Now all the truth is out,
Be secret and take defeat
From any brazen throat,
For how can you compete,
Being honour bred, with one
WHo, were it proved he lies,
Were neither shamed in his own
nor in his neighbours' eyes?
Bred to a harder thing
Than Triumph, turn away
And like a laughing string
Whereon mad fingers play
Amid a place of stone,
Be secret and exult,
Because of all things known
That is most difficult.
W.B. Yeats
In this poem by W.B. Yeats, the speaker is addressing his friend in order to hearten him after his work has "come to nothing." There is a simile within the poem where the speakers friend is identified as a "laughing string Whereon mad fingers play," and society is represented by "a place of stone." Through this simile, it is revealed that the speaker thinks critically of how society limits and immobilizes certain people, like his friend.

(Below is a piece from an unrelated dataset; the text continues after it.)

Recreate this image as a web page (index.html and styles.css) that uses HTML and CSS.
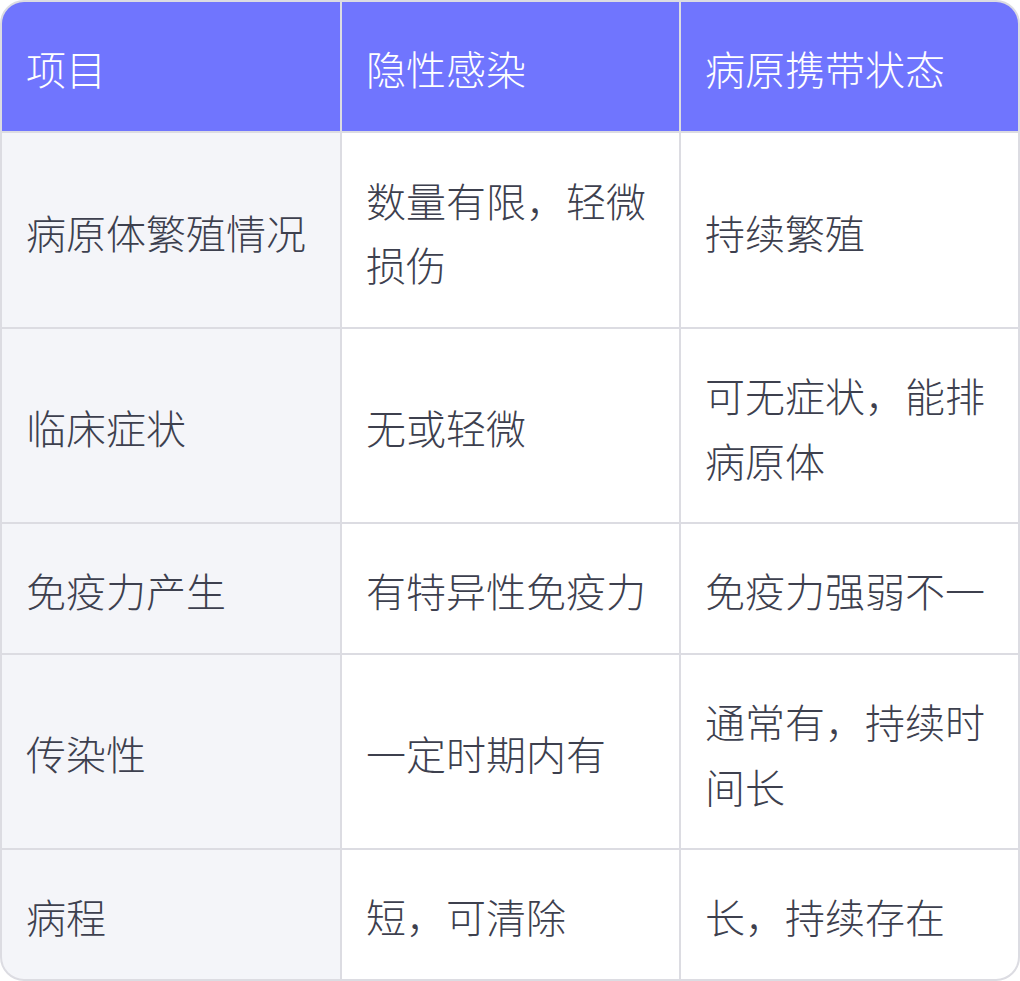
FILE: index.html
```html
<!DOCTYPE html>
<html lang="zh-CN">
<head>
<meta charset="utf-8">
<title>隐性感染与病原携带状态</title>
<link rel="stylesheet" href="styles.css">
</head>
<body>
<div class="table">
  <div class="cell head">项目</div>
  <div class="cell head">隐性感染</div>
  <div class="cell head">病原携带状态</div>

  <div class="cell label">病原体繁殖情况</div>
  <div class="cell">数量有限，轻微损伤</div>
  <div class="cell">持续繁殖</div>

  <div class="cell label">临床症状</div>
  <div class="cell">无或轻微</div>
  <div class="cell">可无症状，能排病原体</div>

  <div class="cell label">免疫力产生</div>
  <div class="cell">有特异性免疫力</div>
  <div class="cell">免疫力强弱不一</div>

  <div class="cell label">传染性</div>
  <div class="cell">一定时期内有</div>
  <div class="cell">通常有，持续时间长</div>

  <div class="cell label">病程</div>
  <div class="cell">短，可清除</div>
  <div class="cell">长，持续存在</div>
</div>
</body>
</html>
```

FILE: styles.css
```css
html, body {
  margin: 0;
  padding: 0;
  background: #ffffff;
}

.table {
  width: 1020px;
  height: 981px;
  box-sizing: border-box;
  display: grid;
  grid-template-columns: 338px 337px 337px;
  grid-template-rows: 129px 194px 193px 129px 193px 129px;
  gap: 2px;
  background: #dcdce2;
  border: 2px solid #dcdce2;
  border-radius: 24px;
  overflow: hidden;
  font-family: "Noto Sans CJK SC", "Noto Sans", sans-serif;
  font-size: 40px;
  font-weight: 300;
  line-height: 64.5px;
  color: #3d404e;
}

.cell {
  background: #ffffff;
  padding: 4px 24px 0 24px;
  display: flex;
  align-items: center;
  box-sizing: border-box;
}

.cell.label {
  background: #f4f5f9;
}

.cell.head {
  background: #7075fe;
  color: #ffffff;
}
```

By calling society a "place of stone," the speaker is characterizing it as an inhospitable, cold place, free of creativity or vitality. "A place of stone" also connotes a sense of imprisonment, like being locked inside a stone prison cell. By using the simile in the poem, the speaker adds to a sense of entrapment and immobility, which reflects the way his friend is feeling in the situation. The negative connotations associated with the word "stone" also promotes the speakers frustration with the society because his friend, who is wanting to make music, is unable to do so by their limiting, rigid, and stone-like society. And so, the simile ultimately adds to the poems sense of entrapment, felt by both the speaker and his friend in the culture.